瘸哥复原了,被安排在县福利厂担任保卫股长,光杆司令一个。这是个赋闲的职务,一天到晚没个屁事,一张报纸,一杯茶水混一天,连个说话的人都没有,他闷得慌。
日子无聊得很,瘸哥受不了。他开始想念部队和战友们。可退伍了,这些不复存在,瘸哥好懊恼。不久,他找到民政局,说出回乡的意愿。民政局和福利厂挽留不住,就高标准给他补了一万多元,瘸哥回到了李庄村,当了村干部。
瘸哥盖了座二层楼,屋前屋后栽树种花,洋里洋气。特招人眼睛。
瘸哥的目的很清楚,也很简单。摆出硬实力,讨房好媳妇,过上好日子。这招当然管用。说媒拉纤的,抛送媚眼的络绎不绝。瘸哥始料不及,眼花缭乱得失了分寸。他左挑右选,高矮胖瘦,嘴巴牙齿,胸臀尺寸,脾气性格等等,反复比较,挠头跺脚,就是拍不下板子。
时间长了,媒婆没了耐心,姑娘们凉了感觉,瘸哥依然是个单身汉。老人们说,这家伙眼光高啊,怕是七仙女下凡他都会挑三拣四的,活该一辈子打光棍。
这话可错了,瘸哥的艳福不浅呢,他不会任由光棍下去。
一天,来了一伙水灵灵的姑娘,说是从川西来投亲的。瘸哥一眼便看上高个儿的铃儿。铃儿很耐看,全身上下都吸引人。不说别的,单就那双眨巴眨巴的大眼睛,碧波荡漾,已将瘸哥的魂魄勾走了。不管三七二十一,先来个洞房花烛再说。
铃儿脾气性格好,温顺得像只小兔子。
这样的日子过了一段,瘸哥好幸福。一天夜里,一番缠绵之后铃儿轻声哭了起来。
瘸哥疑惑不解,将铃儿揽在怀里。铃儿哭得更伤心。
铃儿说,她很爱瘸哥,做梦都想同瘸哥做一辈子夫妻。可是,她在老家有男人,还有一个很小的男孩,患有先天性心脏病。医生说,早治早愈,千万不能耽搁。但是,治疗费用可不是小数。为了孩子,铃儿豁出去了,走了名为投亲,实为骗钱的路子。孩子要救,但不愿骗瘸哥,她好痛苦。

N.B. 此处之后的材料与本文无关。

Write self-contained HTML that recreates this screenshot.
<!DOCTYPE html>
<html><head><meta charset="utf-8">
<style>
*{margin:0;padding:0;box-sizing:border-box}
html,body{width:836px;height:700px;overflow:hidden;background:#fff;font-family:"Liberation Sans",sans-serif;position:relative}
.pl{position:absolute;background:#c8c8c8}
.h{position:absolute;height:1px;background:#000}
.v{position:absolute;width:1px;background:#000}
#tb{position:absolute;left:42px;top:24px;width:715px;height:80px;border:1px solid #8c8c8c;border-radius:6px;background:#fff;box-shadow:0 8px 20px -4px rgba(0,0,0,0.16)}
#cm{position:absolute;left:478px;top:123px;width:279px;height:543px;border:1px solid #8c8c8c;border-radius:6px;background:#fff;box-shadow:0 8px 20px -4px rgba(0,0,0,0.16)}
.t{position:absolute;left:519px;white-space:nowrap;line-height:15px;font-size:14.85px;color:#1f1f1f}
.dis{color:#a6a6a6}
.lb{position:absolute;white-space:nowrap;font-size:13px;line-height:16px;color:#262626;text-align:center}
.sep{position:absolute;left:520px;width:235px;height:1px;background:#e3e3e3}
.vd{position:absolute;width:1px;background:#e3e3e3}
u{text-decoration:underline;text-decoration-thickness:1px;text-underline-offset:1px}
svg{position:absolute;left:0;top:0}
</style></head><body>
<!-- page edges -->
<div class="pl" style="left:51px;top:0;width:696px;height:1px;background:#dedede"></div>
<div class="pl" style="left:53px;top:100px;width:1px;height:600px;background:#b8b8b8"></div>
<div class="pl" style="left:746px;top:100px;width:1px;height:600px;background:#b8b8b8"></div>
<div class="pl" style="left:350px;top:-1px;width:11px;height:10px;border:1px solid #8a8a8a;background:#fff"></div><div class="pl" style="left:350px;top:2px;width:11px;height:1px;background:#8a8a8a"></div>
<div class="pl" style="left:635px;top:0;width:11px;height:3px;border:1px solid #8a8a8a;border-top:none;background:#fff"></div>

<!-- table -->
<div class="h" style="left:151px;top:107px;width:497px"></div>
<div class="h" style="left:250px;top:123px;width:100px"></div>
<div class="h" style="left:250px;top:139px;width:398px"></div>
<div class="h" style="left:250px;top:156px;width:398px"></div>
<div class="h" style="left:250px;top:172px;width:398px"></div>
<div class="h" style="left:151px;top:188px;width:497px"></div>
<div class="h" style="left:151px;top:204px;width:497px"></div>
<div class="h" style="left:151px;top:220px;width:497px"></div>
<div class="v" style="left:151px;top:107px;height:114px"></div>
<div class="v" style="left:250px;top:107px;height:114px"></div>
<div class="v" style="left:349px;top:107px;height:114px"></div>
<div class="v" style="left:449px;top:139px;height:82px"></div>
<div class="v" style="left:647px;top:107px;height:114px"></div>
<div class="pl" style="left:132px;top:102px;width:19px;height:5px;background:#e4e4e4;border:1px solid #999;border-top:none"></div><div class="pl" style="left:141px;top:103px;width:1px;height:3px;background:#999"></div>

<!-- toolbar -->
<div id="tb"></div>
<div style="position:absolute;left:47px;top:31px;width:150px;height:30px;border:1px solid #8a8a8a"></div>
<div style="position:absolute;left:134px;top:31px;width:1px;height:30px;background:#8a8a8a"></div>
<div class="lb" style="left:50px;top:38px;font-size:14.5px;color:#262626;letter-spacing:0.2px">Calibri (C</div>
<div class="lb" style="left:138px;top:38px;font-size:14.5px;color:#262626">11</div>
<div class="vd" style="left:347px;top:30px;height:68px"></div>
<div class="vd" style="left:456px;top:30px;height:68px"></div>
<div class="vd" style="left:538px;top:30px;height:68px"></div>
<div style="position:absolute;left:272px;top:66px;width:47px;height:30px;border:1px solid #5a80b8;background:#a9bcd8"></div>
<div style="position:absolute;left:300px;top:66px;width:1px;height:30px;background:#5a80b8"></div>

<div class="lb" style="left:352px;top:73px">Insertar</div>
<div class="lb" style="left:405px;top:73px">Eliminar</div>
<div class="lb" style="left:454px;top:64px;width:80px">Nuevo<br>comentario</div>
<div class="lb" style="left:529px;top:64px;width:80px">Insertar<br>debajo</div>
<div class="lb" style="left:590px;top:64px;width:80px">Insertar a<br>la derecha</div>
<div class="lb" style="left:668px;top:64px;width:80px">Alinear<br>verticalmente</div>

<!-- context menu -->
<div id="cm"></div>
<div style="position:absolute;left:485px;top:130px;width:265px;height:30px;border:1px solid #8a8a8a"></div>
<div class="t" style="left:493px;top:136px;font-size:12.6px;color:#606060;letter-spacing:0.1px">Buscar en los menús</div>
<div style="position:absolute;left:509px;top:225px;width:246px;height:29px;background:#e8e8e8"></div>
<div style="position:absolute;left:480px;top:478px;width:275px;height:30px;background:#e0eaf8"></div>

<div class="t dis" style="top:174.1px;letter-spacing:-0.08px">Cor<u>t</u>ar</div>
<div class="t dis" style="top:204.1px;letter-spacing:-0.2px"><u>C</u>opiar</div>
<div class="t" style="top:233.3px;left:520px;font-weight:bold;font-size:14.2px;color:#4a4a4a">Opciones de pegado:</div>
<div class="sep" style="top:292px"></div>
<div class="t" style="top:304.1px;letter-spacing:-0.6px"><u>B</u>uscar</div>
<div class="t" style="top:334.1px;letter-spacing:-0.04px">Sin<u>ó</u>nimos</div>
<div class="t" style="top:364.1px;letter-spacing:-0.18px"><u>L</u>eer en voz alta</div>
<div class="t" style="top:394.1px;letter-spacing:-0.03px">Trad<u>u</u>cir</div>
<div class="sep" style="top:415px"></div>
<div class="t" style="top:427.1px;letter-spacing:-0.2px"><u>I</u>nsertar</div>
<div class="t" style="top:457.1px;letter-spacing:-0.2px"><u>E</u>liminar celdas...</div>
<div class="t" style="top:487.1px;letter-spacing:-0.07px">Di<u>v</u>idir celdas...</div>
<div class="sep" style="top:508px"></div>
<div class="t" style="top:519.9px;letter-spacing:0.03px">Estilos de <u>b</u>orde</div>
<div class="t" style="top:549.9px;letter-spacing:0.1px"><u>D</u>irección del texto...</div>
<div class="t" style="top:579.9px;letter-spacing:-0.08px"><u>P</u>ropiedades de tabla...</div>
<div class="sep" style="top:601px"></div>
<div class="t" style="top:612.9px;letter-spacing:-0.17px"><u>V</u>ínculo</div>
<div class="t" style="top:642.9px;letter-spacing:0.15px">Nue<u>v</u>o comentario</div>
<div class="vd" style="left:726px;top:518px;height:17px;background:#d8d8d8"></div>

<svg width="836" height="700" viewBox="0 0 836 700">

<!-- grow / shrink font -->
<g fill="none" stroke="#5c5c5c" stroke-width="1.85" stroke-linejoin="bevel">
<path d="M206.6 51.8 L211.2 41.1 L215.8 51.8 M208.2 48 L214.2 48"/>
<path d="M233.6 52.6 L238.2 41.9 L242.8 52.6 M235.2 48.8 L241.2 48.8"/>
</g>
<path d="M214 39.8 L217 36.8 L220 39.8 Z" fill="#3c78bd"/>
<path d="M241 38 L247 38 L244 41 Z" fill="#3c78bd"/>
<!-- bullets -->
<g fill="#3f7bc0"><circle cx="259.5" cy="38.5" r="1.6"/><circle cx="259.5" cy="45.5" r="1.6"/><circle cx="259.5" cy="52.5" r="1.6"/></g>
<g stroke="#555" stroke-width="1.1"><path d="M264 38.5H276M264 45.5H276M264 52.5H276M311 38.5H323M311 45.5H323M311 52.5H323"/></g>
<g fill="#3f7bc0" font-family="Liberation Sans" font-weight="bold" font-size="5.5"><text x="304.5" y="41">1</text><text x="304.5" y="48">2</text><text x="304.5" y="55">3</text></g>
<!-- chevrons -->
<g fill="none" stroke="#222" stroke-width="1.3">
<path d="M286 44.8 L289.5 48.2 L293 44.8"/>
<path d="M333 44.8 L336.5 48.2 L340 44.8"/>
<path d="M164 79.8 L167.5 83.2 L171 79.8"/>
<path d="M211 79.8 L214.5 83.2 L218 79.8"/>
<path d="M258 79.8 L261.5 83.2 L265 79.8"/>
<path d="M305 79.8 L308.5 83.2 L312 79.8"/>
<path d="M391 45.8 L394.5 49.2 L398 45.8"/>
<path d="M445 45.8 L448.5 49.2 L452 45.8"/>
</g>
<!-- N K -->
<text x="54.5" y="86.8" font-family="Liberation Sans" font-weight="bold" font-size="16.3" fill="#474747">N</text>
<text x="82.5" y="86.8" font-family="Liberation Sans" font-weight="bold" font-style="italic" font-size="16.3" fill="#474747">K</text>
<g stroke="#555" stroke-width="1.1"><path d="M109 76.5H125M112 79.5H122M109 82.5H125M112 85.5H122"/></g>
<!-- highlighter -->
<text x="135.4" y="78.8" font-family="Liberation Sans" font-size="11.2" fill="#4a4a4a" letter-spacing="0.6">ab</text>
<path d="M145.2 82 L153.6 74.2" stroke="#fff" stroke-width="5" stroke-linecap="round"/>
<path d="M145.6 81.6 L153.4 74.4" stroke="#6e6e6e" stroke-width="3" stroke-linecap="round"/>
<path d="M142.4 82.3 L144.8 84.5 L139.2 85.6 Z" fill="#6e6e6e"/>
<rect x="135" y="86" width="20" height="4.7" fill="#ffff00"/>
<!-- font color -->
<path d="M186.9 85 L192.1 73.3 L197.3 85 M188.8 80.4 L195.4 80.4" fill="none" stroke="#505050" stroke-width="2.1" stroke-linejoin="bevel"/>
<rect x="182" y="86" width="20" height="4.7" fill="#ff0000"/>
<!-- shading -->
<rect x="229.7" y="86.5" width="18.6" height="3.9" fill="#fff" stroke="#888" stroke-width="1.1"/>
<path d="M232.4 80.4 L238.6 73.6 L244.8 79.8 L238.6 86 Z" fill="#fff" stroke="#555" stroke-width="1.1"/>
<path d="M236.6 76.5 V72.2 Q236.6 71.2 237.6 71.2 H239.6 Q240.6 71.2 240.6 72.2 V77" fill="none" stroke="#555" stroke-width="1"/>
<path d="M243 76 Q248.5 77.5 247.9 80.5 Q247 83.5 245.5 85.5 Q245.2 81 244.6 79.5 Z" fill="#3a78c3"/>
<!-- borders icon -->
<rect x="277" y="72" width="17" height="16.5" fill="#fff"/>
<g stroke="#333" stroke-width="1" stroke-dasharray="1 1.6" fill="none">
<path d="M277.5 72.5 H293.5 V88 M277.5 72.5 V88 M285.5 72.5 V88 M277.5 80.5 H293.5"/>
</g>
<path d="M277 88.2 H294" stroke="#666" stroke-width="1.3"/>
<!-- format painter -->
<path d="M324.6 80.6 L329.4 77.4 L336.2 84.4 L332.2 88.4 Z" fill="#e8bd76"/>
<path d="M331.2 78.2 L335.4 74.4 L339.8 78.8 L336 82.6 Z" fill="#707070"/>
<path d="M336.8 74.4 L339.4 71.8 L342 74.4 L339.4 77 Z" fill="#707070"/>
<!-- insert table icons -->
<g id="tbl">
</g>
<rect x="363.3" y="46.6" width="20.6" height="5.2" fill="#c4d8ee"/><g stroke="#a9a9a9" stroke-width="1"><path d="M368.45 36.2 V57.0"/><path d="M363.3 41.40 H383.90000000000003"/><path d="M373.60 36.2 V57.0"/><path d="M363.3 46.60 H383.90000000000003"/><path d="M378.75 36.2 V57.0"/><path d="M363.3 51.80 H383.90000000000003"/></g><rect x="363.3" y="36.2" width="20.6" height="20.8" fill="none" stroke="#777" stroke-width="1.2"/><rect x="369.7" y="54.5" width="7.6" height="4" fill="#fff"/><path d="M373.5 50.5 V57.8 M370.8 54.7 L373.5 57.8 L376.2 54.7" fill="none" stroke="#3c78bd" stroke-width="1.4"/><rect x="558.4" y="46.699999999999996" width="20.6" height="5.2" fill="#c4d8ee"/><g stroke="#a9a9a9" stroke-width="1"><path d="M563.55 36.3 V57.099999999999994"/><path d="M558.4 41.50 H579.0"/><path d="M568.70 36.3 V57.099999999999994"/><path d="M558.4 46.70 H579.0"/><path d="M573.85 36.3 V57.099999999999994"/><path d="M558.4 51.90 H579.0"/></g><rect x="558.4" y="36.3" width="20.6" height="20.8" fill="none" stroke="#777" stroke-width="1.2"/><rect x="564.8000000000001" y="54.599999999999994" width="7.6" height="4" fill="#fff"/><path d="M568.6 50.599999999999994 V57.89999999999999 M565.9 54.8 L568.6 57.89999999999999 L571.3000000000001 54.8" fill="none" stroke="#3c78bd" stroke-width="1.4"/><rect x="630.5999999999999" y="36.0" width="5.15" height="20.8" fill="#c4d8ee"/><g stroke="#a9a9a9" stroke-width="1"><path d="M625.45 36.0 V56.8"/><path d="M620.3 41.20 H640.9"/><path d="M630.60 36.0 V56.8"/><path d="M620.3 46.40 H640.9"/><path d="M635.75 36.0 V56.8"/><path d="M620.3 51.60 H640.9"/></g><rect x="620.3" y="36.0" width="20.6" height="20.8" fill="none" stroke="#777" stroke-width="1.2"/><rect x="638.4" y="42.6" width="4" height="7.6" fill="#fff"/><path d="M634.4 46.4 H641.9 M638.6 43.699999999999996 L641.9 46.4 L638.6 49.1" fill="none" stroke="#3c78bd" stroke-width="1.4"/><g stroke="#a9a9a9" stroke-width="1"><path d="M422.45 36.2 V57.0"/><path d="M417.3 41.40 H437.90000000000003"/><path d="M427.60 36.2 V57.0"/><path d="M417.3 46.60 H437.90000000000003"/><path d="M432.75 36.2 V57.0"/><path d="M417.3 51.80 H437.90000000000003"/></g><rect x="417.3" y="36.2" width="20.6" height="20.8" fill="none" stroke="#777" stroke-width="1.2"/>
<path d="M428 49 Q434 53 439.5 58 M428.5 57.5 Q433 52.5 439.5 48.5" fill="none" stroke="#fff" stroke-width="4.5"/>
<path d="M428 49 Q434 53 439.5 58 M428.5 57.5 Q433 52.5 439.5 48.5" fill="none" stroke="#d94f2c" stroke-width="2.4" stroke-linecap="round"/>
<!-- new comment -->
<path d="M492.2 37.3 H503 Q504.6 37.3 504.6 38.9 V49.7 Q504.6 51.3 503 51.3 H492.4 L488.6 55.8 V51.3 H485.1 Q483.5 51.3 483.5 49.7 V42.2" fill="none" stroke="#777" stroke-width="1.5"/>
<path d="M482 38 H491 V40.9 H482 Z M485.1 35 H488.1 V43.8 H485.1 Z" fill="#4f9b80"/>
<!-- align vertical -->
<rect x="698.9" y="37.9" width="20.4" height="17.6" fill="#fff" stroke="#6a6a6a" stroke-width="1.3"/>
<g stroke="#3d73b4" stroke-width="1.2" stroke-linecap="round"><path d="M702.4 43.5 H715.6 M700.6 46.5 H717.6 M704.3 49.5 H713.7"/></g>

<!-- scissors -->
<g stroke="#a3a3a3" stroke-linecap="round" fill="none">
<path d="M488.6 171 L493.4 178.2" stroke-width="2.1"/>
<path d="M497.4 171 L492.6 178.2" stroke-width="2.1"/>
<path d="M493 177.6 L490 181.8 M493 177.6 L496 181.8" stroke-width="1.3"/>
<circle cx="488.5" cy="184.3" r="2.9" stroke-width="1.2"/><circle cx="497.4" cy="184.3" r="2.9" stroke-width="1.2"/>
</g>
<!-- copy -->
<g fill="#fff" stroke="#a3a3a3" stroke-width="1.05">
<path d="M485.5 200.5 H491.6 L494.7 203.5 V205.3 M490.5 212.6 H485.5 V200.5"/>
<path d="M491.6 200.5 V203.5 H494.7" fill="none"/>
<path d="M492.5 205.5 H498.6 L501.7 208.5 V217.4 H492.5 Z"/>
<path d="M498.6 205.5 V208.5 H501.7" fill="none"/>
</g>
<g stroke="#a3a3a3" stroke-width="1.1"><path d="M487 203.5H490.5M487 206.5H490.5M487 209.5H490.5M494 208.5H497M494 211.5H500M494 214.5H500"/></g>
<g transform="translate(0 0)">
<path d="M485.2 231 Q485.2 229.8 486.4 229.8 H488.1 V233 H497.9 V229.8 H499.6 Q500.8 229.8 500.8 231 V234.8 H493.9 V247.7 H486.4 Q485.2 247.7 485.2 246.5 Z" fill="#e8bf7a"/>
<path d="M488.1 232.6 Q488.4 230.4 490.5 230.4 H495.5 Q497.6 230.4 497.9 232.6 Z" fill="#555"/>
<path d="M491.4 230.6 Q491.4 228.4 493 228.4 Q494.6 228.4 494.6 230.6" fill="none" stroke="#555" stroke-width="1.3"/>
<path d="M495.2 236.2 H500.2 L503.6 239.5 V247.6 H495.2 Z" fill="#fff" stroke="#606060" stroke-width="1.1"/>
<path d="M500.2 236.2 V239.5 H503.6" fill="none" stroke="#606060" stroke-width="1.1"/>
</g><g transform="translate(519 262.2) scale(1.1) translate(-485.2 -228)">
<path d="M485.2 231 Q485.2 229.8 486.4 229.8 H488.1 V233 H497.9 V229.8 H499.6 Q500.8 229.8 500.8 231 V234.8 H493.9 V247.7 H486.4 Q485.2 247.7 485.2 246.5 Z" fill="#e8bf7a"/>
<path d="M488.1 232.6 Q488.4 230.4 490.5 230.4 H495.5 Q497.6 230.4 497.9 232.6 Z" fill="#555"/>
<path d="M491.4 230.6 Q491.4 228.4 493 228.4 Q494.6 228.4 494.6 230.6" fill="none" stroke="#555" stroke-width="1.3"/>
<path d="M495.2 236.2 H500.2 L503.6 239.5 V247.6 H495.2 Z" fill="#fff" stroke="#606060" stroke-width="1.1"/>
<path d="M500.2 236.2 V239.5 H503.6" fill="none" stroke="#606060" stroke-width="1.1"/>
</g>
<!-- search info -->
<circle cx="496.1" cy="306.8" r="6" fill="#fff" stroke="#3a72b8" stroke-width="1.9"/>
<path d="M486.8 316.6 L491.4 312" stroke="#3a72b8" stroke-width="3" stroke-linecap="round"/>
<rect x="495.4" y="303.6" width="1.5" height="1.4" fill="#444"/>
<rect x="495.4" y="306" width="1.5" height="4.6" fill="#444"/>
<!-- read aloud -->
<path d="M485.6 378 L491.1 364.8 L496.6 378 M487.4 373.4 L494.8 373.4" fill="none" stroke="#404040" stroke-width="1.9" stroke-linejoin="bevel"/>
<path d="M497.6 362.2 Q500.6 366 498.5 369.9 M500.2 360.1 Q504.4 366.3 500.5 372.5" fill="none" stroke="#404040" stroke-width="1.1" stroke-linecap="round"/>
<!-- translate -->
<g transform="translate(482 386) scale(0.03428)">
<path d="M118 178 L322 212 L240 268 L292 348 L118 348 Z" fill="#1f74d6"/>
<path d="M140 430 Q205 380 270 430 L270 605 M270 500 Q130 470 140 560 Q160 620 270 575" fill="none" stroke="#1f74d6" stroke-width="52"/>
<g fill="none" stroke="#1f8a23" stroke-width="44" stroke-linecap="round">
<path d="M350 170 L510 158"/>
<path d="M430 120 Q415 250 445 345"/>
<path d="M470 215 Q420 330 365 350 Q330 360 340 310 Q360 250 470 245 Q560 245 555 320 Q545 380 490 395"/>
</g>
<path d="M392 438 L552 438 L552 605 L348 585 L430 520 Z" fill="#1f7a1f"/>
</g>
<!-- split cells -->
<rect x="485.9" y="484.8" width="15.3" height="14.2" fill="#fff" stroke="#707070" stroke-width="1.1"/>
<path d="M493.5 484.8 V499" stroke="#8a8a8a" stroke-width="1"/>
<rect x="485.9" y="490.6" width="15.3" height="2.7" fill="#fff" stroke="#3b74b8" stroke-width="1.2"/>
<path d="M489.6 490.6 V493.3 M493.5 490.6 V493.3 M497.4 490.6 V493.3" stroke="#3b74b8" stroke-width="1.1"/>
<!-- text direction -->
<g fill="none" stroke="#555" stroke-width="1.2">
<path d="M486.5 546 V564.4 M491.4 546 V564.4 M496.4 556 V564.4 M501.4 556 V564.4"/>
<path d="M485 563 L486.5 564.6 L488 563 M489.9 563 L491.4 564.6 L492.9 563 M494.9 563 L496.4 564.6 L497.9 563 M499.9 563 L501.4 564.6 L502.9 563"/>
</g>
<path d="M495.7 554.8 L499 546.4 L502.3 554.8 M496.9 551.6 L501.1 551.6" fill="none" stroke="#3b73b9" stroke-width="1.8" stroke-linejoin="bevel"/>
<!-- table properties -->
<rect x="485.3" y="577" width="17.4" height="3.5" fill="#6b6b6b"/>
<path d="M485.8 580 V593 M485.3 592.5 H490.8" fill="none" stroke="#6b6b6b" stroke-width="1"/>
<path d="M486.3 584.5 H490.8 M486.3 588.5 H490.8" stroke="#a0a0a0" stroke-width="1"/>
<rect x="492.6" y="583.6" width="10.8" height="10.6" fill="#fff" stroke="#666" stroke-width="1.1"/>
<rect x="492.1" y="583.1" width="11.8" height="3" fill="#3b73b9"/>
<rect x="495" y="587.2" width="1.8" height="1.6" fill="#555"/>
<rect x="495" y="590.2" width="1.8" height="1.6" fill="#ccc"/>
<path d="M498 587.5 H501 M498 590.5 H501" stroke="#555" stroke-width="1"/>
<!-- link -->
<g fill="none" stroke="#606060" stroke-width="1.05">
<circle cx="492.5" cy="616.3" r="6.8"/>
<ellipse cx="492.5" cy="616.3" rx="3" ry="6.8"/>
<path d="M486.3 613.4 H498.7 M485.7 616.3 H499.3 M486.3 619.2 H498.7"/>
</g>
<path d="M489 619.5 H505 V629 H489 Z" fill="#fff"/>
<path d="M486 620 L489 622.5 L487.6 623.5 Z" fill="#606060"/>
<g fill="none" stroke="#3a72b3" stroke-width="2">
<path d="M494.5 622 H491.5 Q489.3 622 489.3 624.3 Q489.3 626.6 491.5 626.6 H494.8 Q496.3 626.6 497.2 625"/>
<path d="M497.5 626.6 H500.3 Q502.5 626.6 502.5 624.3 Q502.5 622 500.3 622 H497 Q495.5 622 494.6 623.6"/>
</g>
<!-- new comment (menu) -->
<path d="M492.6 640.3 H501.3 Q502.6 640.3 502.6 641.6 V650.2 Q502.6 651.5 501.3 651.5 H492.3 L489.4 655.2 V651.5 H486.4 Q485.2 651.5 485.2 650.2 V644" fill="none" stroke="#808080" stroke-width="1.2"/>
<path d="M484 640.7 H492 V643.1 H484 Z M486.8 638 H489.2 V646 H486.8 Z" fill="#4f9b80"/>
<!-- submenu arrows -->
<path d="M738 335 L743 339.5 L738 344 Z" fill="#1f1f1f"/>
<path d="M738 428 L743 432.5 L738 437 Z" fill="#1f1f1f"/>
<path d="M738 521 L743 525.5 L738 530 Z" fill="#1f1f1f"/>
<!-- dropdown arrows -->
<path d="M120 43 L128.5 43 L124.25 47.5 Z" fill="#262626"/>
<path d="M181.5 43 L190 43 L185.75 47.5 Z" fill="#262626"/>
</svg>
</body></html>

瘸哥哭了,舍不得铃儿。铃儿也是这样,瘸哥疼她,远胜老家的男人。
瘸哥给铃儿买好了车票,将仅剩的四千元伤残补助塞给了铃儿。说,如果不够,再写信来。
火车开动了,铃儿将头伸出车窗,哭得稀里哗啦。瘸哥摇晃着身子,追着火车跑,泪如泉涌。
这段失败的短暂婚姻给瘸哥打击很大,他爱铃儿,心里再难容得下其他女人。他决定,这辈子不娶了。
然而,青春的力量是巨大的,如滚滚洪流不可阻挡。体内旺盛的活力告诉他,不能没有女人。
李庄村从来不缺女人,而且漂亮的女人多的是。瘸哥从相思的痛苦中走出来后,发现了这个秘密。
突然有一天,瘸哥惊奇地发现,村子里的年轻女人好像都对他特别好,眼神温润得像河边刚冒出的嫩草尖尖,一晃一晃的,撩得他的眼神有些迷乱,浑身起了鸡皮疙瘩。
男人们打工去了,去了很远的地方,瘸哥成了女人们的偶像。